== Exercise goal ==
Restate each of the lines below word for word and drop every picture.

== Data extract ==
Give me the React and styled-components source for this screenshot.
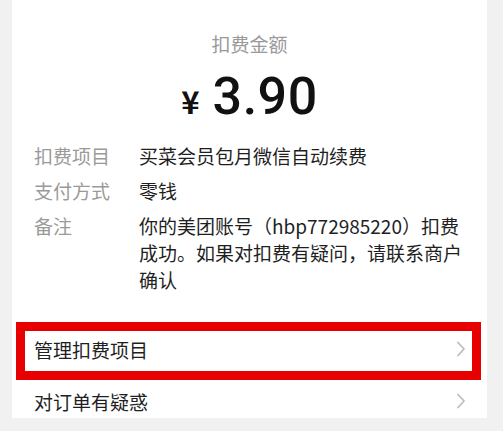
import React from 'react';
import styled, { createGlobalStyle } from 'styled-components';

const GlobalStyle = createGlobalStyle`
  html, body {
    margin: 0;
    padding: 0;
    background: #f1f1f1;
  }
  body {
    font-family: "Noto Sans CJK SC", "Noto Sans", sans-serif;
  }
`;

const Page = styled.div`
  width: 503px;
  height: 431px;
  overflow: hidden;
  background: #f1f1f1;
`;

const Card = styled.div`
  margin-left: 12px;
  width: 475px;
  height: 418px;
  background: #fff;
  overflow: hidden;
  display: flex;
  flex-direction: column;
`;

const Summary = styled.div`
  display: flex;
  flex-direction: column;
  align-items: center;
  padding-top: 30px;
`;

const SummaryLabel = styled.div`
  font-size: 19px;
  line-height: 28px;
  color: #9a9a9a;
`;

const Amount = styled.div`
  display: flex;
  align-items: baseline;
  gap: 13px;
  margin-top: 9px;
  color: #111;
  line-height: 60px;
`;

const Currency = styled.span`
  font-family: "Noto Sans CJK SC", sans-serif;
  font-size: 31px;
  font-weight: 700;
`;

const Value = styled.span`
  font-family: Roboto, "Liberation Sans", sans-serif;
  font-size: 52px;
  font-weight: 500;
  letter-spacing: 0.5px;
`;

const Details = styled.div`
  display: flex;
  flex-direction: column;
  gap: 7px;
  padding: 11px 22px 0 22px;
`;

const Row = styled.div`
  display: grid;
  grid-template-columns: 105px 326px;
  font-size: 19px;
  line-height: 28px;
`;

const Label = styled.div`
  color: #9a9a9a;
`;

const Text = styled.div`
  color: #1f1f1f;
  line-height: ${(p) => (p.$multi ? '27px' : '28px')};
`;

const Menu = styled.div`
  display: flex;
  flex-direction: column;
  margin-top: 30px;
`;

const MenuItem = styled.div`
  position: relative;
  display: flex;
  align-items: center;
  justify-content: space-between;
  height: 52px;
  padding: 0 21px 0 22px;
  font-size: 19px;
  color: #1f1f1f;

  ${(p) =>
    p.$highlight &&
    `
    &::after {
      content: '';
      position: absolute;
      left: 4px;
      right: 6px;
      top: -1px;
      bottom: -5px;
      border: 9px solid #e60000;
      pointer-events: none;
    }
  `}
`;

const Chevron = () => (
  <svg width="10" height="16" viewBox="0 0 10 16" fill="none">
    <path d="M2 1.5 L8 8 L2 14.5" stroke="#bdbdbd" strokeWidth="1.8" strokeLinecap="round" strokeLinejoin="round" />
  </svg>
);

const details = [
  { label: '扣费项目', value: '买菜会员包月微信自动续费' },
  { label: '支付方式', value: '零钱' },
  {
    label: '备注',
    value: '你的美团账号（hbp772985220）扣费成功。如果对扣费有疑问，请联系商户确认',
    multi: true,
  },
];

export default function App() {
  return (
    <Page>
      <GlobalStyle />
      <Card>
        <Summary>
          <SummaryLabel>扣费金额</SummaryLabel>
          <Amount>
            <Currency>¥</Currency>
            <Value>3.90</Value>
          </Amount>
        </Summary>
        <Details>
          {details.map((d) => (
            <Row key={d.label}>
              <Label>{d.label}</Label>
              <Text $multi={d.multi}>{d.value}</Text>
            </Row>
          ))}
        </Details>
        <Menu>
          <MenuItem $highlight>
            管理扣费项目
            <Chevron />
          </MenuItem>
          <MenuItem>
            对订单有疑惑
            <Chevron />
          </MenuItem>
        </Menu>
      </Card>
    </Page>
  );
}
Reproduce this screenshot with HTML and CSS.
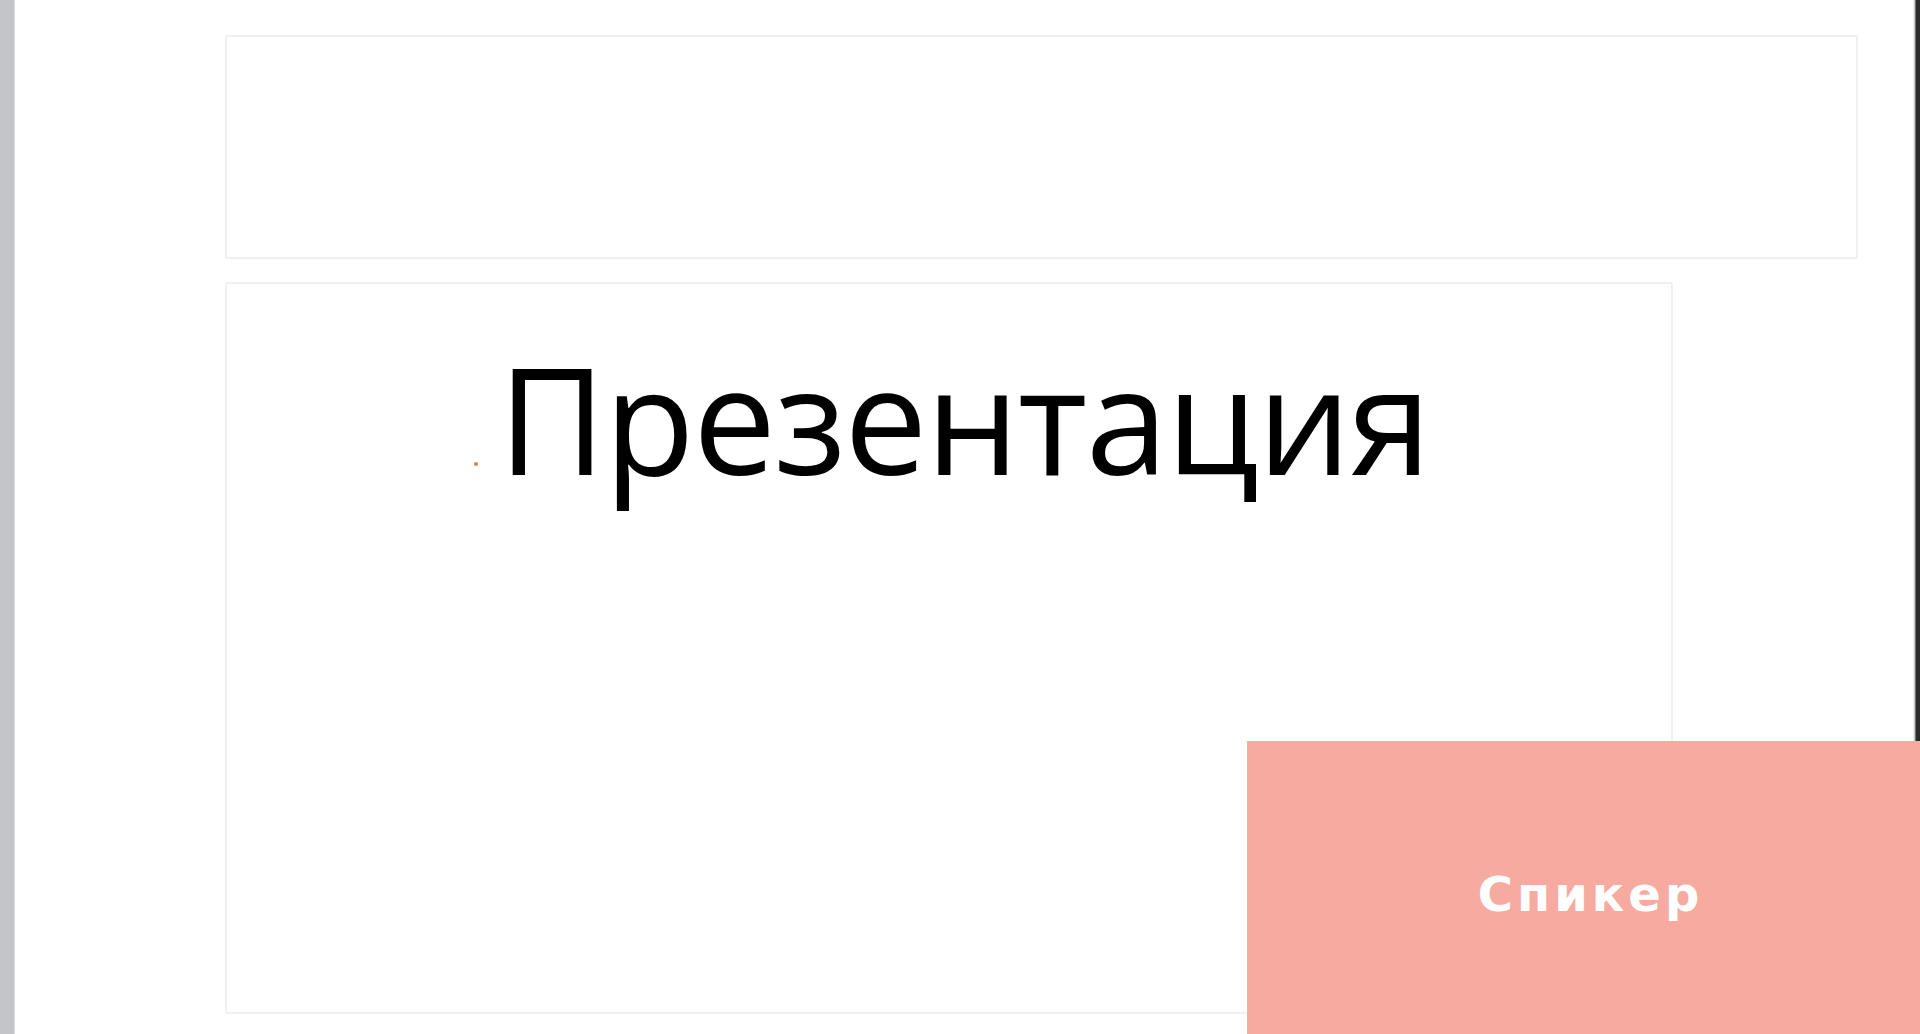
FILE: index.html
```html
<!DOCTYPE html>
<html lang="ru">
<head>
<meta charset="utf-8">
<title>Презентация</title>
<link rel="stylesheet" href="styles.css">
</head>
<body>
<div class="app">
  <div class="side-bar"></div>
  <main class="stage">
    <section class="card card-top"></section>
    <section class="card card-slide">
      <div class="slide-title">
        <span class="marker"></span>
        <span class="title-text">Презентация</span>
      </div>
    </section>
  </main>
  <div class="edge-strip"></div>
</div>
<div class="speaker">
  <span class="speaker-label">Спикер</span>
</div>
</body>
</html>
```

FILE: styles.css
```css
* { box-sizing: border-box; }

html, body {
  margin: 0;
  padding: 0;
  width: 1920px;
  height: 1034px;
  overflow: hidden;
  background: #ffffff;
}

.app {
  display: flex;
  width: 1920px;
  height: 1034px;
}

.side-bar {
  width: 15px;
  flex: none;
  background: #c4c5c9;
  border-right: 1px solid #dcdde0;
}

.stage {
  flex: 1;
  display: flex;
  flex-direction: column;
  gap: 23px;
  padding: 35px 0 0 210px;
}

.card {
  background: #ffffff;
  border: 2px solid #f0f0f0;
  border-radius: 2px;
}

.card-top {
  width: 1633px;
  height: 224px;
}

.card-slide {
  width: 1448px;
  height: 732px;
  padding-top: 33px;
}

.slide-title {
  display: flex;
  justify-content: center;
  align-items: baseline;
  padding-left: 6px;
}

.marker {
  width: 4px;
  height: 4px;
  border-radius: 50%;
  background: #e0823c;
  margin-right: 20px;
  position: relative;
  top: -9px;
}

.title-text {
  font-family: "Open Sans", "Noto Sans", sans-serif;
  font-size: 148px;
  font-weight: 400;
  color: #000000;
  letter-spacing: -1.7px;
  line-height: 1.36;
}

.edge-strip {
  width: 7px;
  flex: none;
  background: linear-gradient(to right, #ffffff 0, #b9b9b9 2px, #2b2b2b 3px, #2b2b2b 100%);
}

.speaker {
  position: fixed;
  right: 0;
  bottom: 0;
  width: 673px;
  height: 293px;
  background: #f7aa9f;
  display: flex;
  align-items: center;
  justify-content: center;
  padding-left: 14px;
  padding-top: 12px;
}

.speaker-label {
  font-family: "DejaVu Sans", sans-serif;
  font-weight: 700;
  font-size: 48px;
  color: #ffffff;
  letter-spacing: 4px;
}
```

== Result of the exercise ==
Give me the React and styled-components source for this screenshot.
import React from 'react';
import styled, { createGlobalStyle } from 'styled-components';

const GlobalStyle = createGlobalStyle`
  html, body {
    margin: 0;
    padding: 0;
    background: #f1f1f1;
  }
  body {
    font-family: "Noto Sans CJK SC", "Noto Sans", sans-serif;
  }
`;

const Page = styled.div`
  width: 503px;
  height: 431px;
  overflow: hidden;
  background: #f1f1f1;
`;

const Card = styled.div`
  margin-left: 12px;
  width: 475px;
  height: 418px;
  background: #fff;
  overflow: hidden;
  display: flex;
  flex-direction: column;
`;

const Summary = styled.div`
  display: flex;
  flex-direction: column;
  align-items: center;
  padding-top: 30px;
`;

const SummaryLabel = styled.div`
  font-size: 19px;
  line-height: 28px;
  color: #9a9a9a;
`;

const Amount = styled.div`
  display: flex;
  align-items: baseline;
  gap: 13px;
  margin-top: 9px;
  color: #111;
  line-height: 60px;
`;

const Currency = styled.span`
  font-family: "Noto Sans CJK SC", sans-serif;
  font-size: 31px;
  font-weight: 700;
`;

const Value = styled.span`
  font-family: Roboto, "Liberation Sans", sans-serif;
  font-size: 52px;
  font-weight: 500;
  letter-spacing: 0.5px;
`;

const Details = styled.div`
  display: flex;
  flex-direction: column;
  gap: 7px;
  padding: 11px 22px 0 22px;
`;

const Row = styled.div`
  display: grid;
  grid-template-columns: 105px 326px;
  font-size: 19px;
  line-height: 28px;
`;

const Label = styled.div`
  color: #9a9a9a;
`;

const Text = styled.div`
  color: #1f1f1f;
  line-height: ${(p) => (p.$multi ? '27px' : '28px')};
`;

const Menu = styled.div`
  display: flex;
  flex-direction: column;
  margin-top: 30px;
`;

const MenuItem = styled.div`
  position: relative;
  display: flex;
  align-items: center;
  justify-content: space-between;
  height: 52px;
  padding: 0 21px 0 22px;
  font-size: 19px;
  color: #1f1f1f;

  ${(p) =>
    p.$highlight &&
    `
    &::after {
      content: '';
      position: absolute;
      left: 4px;
      right: 6px;
      top: -1px;
      bottom: -5px;
      border: 9px solid #e60000;
      pointer-events: none;
    }
  `}
`;

const Chevron = () => (
  <svg width="10" height="16" viewBox="0 0 10 16" fill="none">
    <path d="M2 1.5 L8 8 L2 14.5" stroke="#bdbdbd" strokeWidth="1.8" strokeLinecap="round" strokeLinejoin="round" />
  </svg>
);

const details = [
  { label: '扣费项目', value: '买菜会员包月微信自动续费' },
  { label: '支付方式', value: '零钱' },
  {
    label: '备注',
    value: '你的美团账号（hbp772985220）扣费成功。如果对扣费有疑问，请联系商户确认',
    multi: true,
  },
];

export default function App() {
  return (
    <Page>
      <GlobalStyle />
      <Card>
        <Summary>
          <SummaryLabel>扣费金额</SummaryLabel>
          <Amount>
            <Currency>¥</Currency>
            <Value>3.90</Value>
          </Amount>
        </Summary>
        <Details>
          {details.map((d) => (
            <Row key={d.label}>
              <Label>{d.label}</Label>
              <Text $multi={d.multi}>{d.value}</Text>
            </Row>
          ))}
        </Details>
        <Menu>
          <MenuItem $highlight>
            管理扣费项目
            <Chevron />
          </MenuItem>
          <MenuItem>
            对订单有疑惑
            <Chevron />
          </MenuItem>
        </Menu>
      </Card>
    </Page>
  );
}
Reproduce this screenshot with HTML and CSS.
FILE: index.html
```html
<!DOCTYPE html>
<html lang="ru">
<head>
<meta charset="utf-8">
<title>Презентация</title>
<link rel="stylesheet" href="styles.css">
</head>
<body>
<div class="app">
  <div class="side-bar"></div>
  <main class="stage">
    <section class="card card-top"></section>
    <section class="card card-slide">
      <div class="slide-title">
        <span class="marker"></span>
        <span class="title-text">Презентация</span>
      </div>
    </section>
  </main>
  <div class="edge-strip"></div>
</div>
<div class="speaker">
  <span class="speaker-label">Спикер</span>
</div>
</body>
</html>
```

FILE: styles.css
```css
* { box-sizing: border-box; }

html, body {
  margin: 0;
  padding: 0;
  width: 1920px;
  height: 1034px;
  overflow: hidden;
  background: #ffffff;
}

.app {
  display: flex;
  width: 1920px;
  height: 1034px;
}

.side-bar {
  width: 15px;
  flex: none;
  background: #c4c5c9;
  border-right: 1px solid #dcdde0;
}

.stage {
  flex: 1;
  display: flex;
  flex-direction: column;
  gap: 23px;
  padding: 35px 0 0 210px;
}

.card {
  background: #ffffff;
  border: 2px solid #f0f0f0;
  border-radius: 2px;
}

.card-top {
  width: 1633px;
  height: 224px;
}

.card-slide {
  width: 1448px;
  height: 732px;
  padding-top: 33px;
}

.slide-title {
  display: flex;
  justify-content: center;
  align-items: baseline;
  padding-left: 6px;
}

.marker {
  width: 4px;
  height: 4px;
  border-radius: 50%;
  background: #e0823c;
  margin-right: 20px;
  position: relative;
  top: -9px;
}

.title-text {
  font-family: "Open Sans", "Noto Sans", sans-serif;
  font-size: 148px;
  font-weight: 400;
  color: #000000;
  letter-spacing: -1.7px;
  line-height: 1.36;
}

.edge-strip {
  width: 7px;
  flex: none;
  background: linear-gradient(to right, #ffffff 0, #b9b9b9 2px, #2b2b2b 3px, #2b2b2b 100%);
}

.speaker {
  position: fixed;
  right: 0;
  bottom: 0;
  width: 673px;
  height: 293px;
  background: #f7aa9f;
  display: flex;
  align-items: center;
  justify-content: center;
  padding-left: 14px;
  padding-top: 12px;
}

.speaker-label {
  font-family: "DejaVu Sans", sans-serif;
  font-weight: 700;
  font-size: 48px;
  color: #ffffff;
  letter-spacing: 4px;
}
```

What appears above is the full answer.